WORK REQUIRED: Collect every line below that contains the word "index".

** start **

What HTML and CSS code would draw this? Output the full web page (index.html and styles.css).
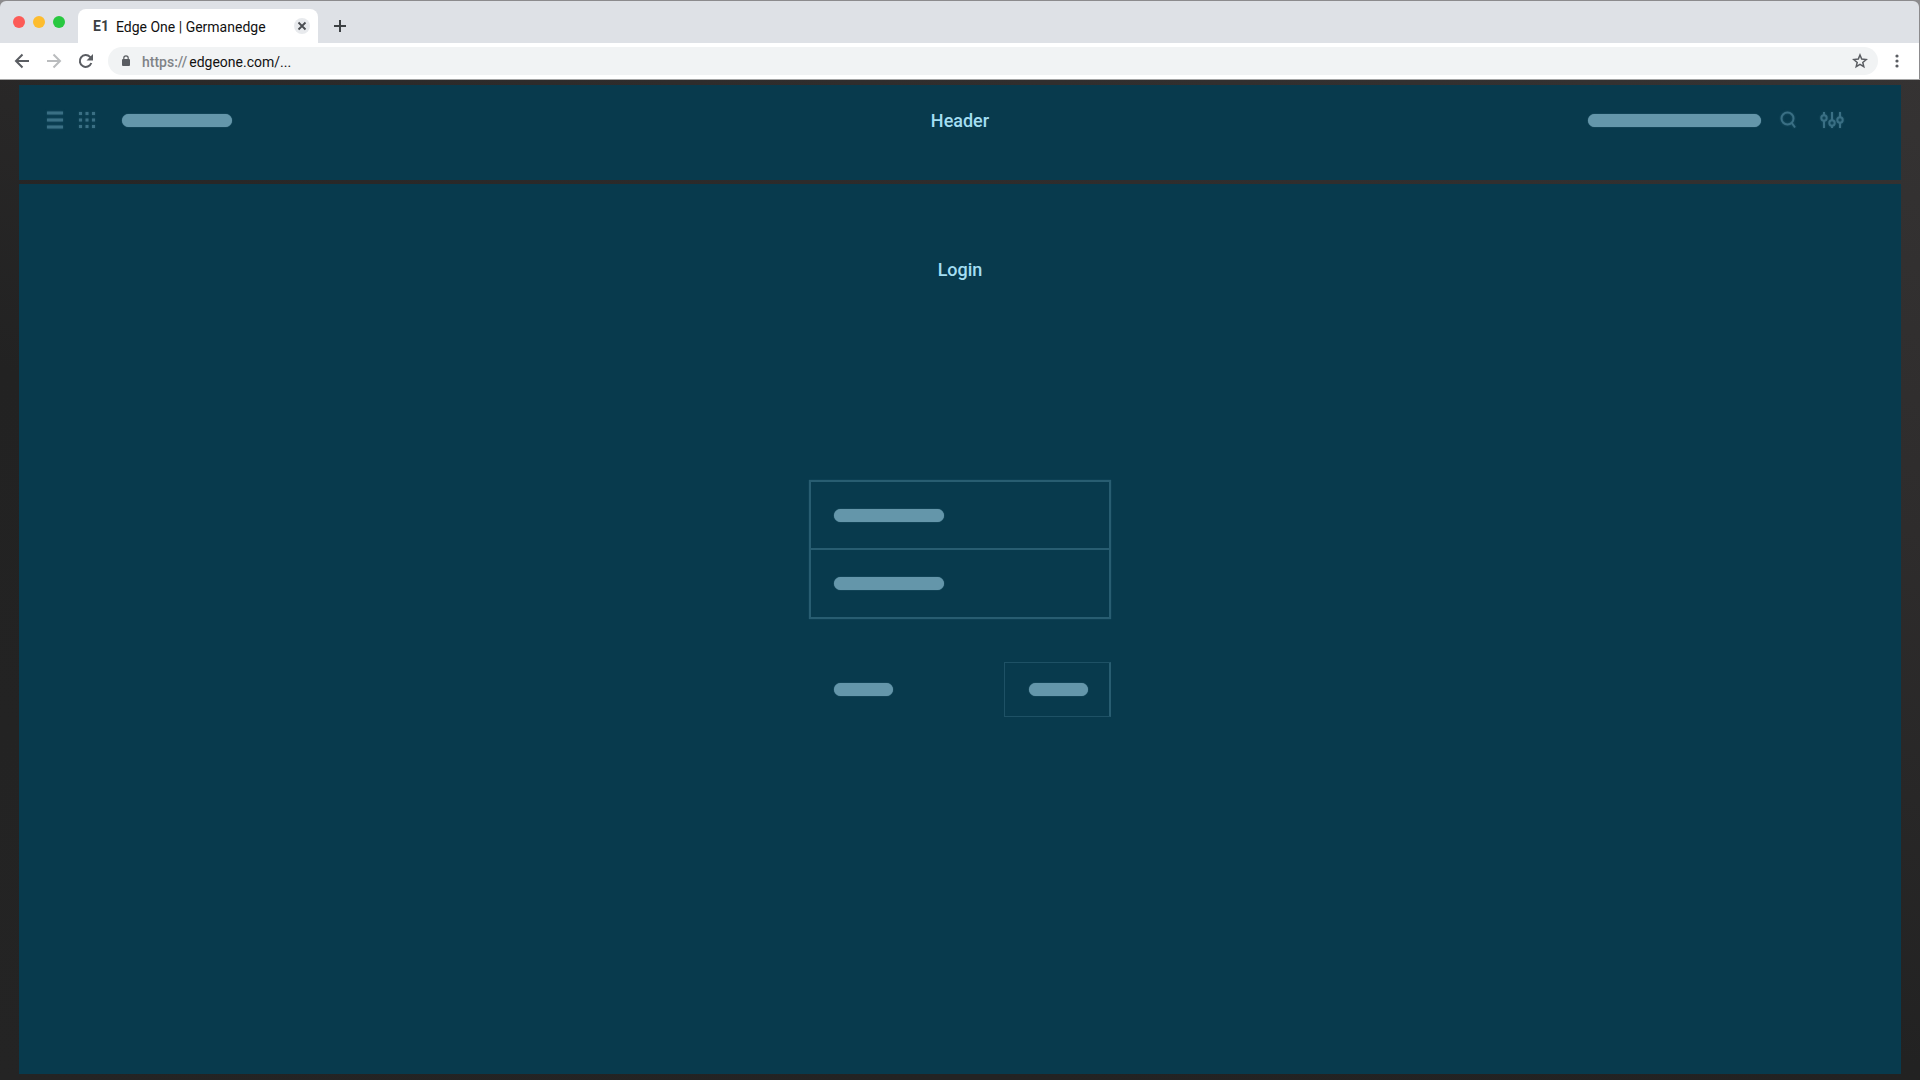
FILE: index.html
```html
<!DOCTYPE html>
<html lang="en">
<head>
    <meta charset="UTF-8">
    <meta name="viewport" content="width=device-width, initial-scale=1.0">
    <title>Edge One | Germanedge</title>
    <link rel="stylesheet" href="styles.css">
</head>
<body>
    <div class="browser">
        <div class="tab-strip">
            <div class="lights">
                <span class="light red"></span>
                <span class="light yellow"></span>
                <span class="light green"></span>
            </div>
            <div class="tab">
                <span class="favicon">E1</span>
                <span class="tab-title">Edge One | Germanedge</span>
                <button class="tab-close" type="button" aria-label="Close tab">
                    <svg width="16" height="16" viewBox="0 0 16 16"><path d="M4.5 4.5l7 7M11.5 4.5l-7 7" stroke="#4a4d51" stroke-width="1.8"/></svg>
                </button>
            </div>
            <button class="new-tab" type="button" aria-label="New tab">
                <svg width="12" height="12" viewBox="0 0 12 12"><path d="M6 0v12M0 6h12" stroke="#3c4043" stroke-width="2"/></svg>
            </button>
        </div>
        <div class="toolbar">
            <button type="button" aria-label="Back">
                <svg width="16" height="16" viewBox="0 0 16 16" fill="none" stroke="#5a5d62" stroke-width="2"><path d="M15 8H2.5M8.5 1.5L2 8l6.5 6.5"/></svg>
            </button>
            <button type="button" aria-label="Forward">
                <svg width="16" height="16" viewBox="0 0 16 16" fill="none" stroke="#babcbe" stroke-width="2"><path d="M1 8h12.5M7.5 1.5L14 8l-6.5 6.5"/></svg>
            </button>
            <button type="button" aria-label="Reload">
                <svg width="16" height="16" viewBox="0 0 16 16"><path d="M13.3 10A5.9 5.9 0 1 1 12 3.9l1.5 1.6" fill="none" stroke="#5a5d62" stroke-width="2"/><path d="M15 1v6.5H8.5z" fill="#5a5d62"/></svg>
            </button>
            <div class="address">
                <svg width="8" height="12" viewBox="0 0 8 12"><rect y="4" width="8" height="7" rx="1" fill="#5a5d62"/><path d="M1.8 5V3a2.2 2.2 0 0 1 4.4 0v2" fill="none" stroke="#5a5d62" stroke-width="1.2"/></svg>
                <span class="url"><span class="scheme">https://</span>edgeone.com/...</span>
                <button type="button" aria-label="Bookmark">
                    <svg width="16" height="16" viewBox="0 0 16 16"><path d="M8 2l1.7 4.1 4.5.4-3.4 2.9 1 4.3L8 11.400l-3.800 2.300 1-4.300-3.400-2.900 4.500-.4z" fill="none" stroke="#5a5d62" stroke-width="1.5"/></svg>
                </button>
            </div>
            <button type="button" aria-label="Menu">
                <svg width="4" height="14" viewBox="0 0 4 14" fill="#5a5d62"><circle cx="2" cy="2" r="1.6"/><circle cx="2" cy="7" r="1.6"/><circle cx="2" cy="12" r="1.6"/></svg>
            </button>
        </div>
    </div>

    <div class="app">
        <header class="panel header">
            <div class="header-group">
                <button class="icon" type="button" aria-label="Navigation">
                    <svg width="18" height="18" viewBox="0 0 18 18" stroke="currentColor" stroke-width="3"><path d="M1 2h16M1 9h16M1 16h16"/></svg>
                </button>
                <button class="icon" type="button" aria-label="Apps">
                    <svg width="18" height="18" viewBox="0 0 18 18" fill="currentColor">
                        <path d="M1 1h3v3H1zM7.500 1h3v3h-3zM14 1h3v3h-3zM1 7.500h3v3H1zM7.500 7.500h3v3h-3zM14 7.500h3v3h-3zM1 14h3v3H1zM7.500 14h3v3h-3zM14 14h3v3h-3z"/>
                    </svg>
                </button>
                <span class="bar medium"></span>
            </div>
            <h1>Header</h1>
            <div class="header-group right">
                <span class="bar wide"></span>
                <button class="icon" type="button" aria-label="Search">
                    <svg width="22" height="18" viewBox="0 0 22 18" fill="none" stroke="currentColor" stroke-width="2"><circle cx="8.5" cy="7.5" r="6"/><path d="M12.5 11.5l3.500 5"/></svg>
                </button>
                <button class="icon" type="button" aria-label="Settings">
                    <svg width="26" height="18" viewBox="0 0 26 18" fill="none" stroke="currentColor" stroke-width="2"><circle cx="5" cy="7" r="2.7"/><circle cx="13" cy="12" r="2.7"/><circle cx="21" cy="9" r="2.7"/><path d="M5 1v3M5 10v7M13 1v8M13 15v2M21 1v5M21 12v5"/></svg>
                </button>
            </div>
        </header>

        <main class="panel login">
            <h2>Login</h2>
            <form>
                <div class="fields">
                    <label class="field">
                        <span class="bar medium"></span>
                        <input type="text" aria-label="User name">
                    </label>
                    <label class="field">
                        <span class="bar medium"></span>
                        <input type="password" aria-label="Password">
                    </label>
                </div>
                <div class="actions">
                    <a href="#" aria-label="Forgot password"><span class="bar small"></span></a>
                    <button class="submit" type="submit" aria-label="Log in"><span class="bar small"></span></button>
                </div>
            </form>
        </main>
    </div>
</body>
</html>
```
FILE: styles.css
```css
* {
    box-sizing: border-box;
}
body {
    margin: 0;
    min-height: 100vh;
    display: flex;
    flex-direction: column;
    font-family: Roboto, Arial, sans-serif;
    background: linear-gradient(200deg, #363434 0%, #2e2c2c 30%, #222 60%, #242424 100%);
}
button {
    display: flex;
    padding: 0;
    border: none;
    background: none;
}
svg {
    display: block;
}

/* browser window */
.browser {
    background: #8c8b8d;
    border-bottom: 1px solid #a5a5a5;
    padding: 1px 1px 0 0;
}
.tab-strip {
    display: flex;
    align-items: flex-end;
    height: 42px;
    background: #dee1e6;
    border-radius: 6px 6px 0 0;
}
.lights {
    display: flex;
    gap: 8px;
    width: 78px;
    padding-left: 13px;
    align-self: center;
}
.light {
    width: 12px;
    height: 12px;
    border-radius: 50%;
}
.red {
    background: #fc5b57;
}
.yellow {
    background: #fdbc2e;
}
.green {
    background: #28c840;
}
.tab {
    display: flex;
    align-items: center;
    width: 240px;
    height: 34px;
    padding: 0 8px 0 15px;
    border-radius: 8px 8px 0 0;
    background: #fff;
    font-size: 14px;
}
.favicon {
    width: 23px;
    font-weight: 700;
    color: #3c4043;
}
.tab-title {
    flex: 1;
    padding-top: 2px;
    color: #111;
}
.tab-close {
    border-radius: 50%;
    background: #e8eaed;
}
.new-tab {
    padding: 0 16px;
    height: 34px;
    align-items: center;
}
.toolbar {
    display: flex;
    align-items: center;
    gap: 16px;
    height: 36px;
    padding: 0 20px 0 14px;
    background: #fff;
}
.address {
    flex: 1;
    display: flex;
    align-items: center;
    height: 28px;
    margin: 0 1px 0 -2px;
    padding: 0 10px 0 14px;
    border-radius: 14px;
    background: #f1f3f4;
    font-size: 14px;
}
.url {
    flex: 1;
    padding: 2px 0 0 12px;
    color: #111;
}
.scheme {
    margin-right: 2px;
    font-weight: 500;
    color: #808387;
}

/* page */
.app {
    flex: 1;
    display: flex;
    flex-direction: column;
    gap: 4px;
    padding: 5px 19px 6px;
}
.panel {
    background: #083a4d;
    color: #a3def2;
}
h1, h2 {
    margin: 0;
    font-size: 18px;
    font-weight: 500;
    line-height: 24px;
    text-align: center;
}
.header {
    display: grid;
    grid-template-columns: 1fr auto 1fr;
    align-items: start;
    height: 95px;
    padding: 24px 27px 0;
}
.header-group {
    display: flex;
    align-items: center;
    gap: 14px;
    height: 22px;
}
.header-group .medium {
    margin-left: 12px;
}
.right {
    justify-content: flex-end;
    gap: 18px;
    padding-right: 29px;
}
.icon {
    color: #3a6f84;
    filter: drop-shadow(0 0 1px #1f5468);
}
.bar {
    display: block;
    height: 13px;
    border-radius: 7px;
    background: #6496aa;
    box-shadow: 0 0 1px #6496aa;
}
.small {
    width: 59px;
}
.medium {
    width: 110px;
}
.wide {
    width: 173px;
}
.login {
    flex: 1;
    padding-top: 74px;
}
form {
    width: 302px;
    margin: 198px auto 0;
}
.fields {
    border: 2px solid #285d71;
    box-shadow: 0 0 1px #285d71;
}
.field {
    display: flex;
    align-items: center;
    height: 66px;
    padding-left: 23px;
}
.field + .field {
    height: 69px;
    border-top: 2px solid #285d71;
}
.field input {
    flex: 1;
    min-width: 0;
    border: none;
    background: none;
    color: inherit;
}
.actions {
    display: flex;
    align-items: center;
    justify-content: space-between;
    margin-top: 43px;
    padding-left: 25px;
}
.submit {
    padding: 20px 21px 20px 24px;
    border: 1px solid #1e5165;
    border-right: 2px solid #285d71;
}
```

** end **

RESULT:
What HTML and CSS code would draw this? Output the full web page (index.html and styles.css).
FILE: index.html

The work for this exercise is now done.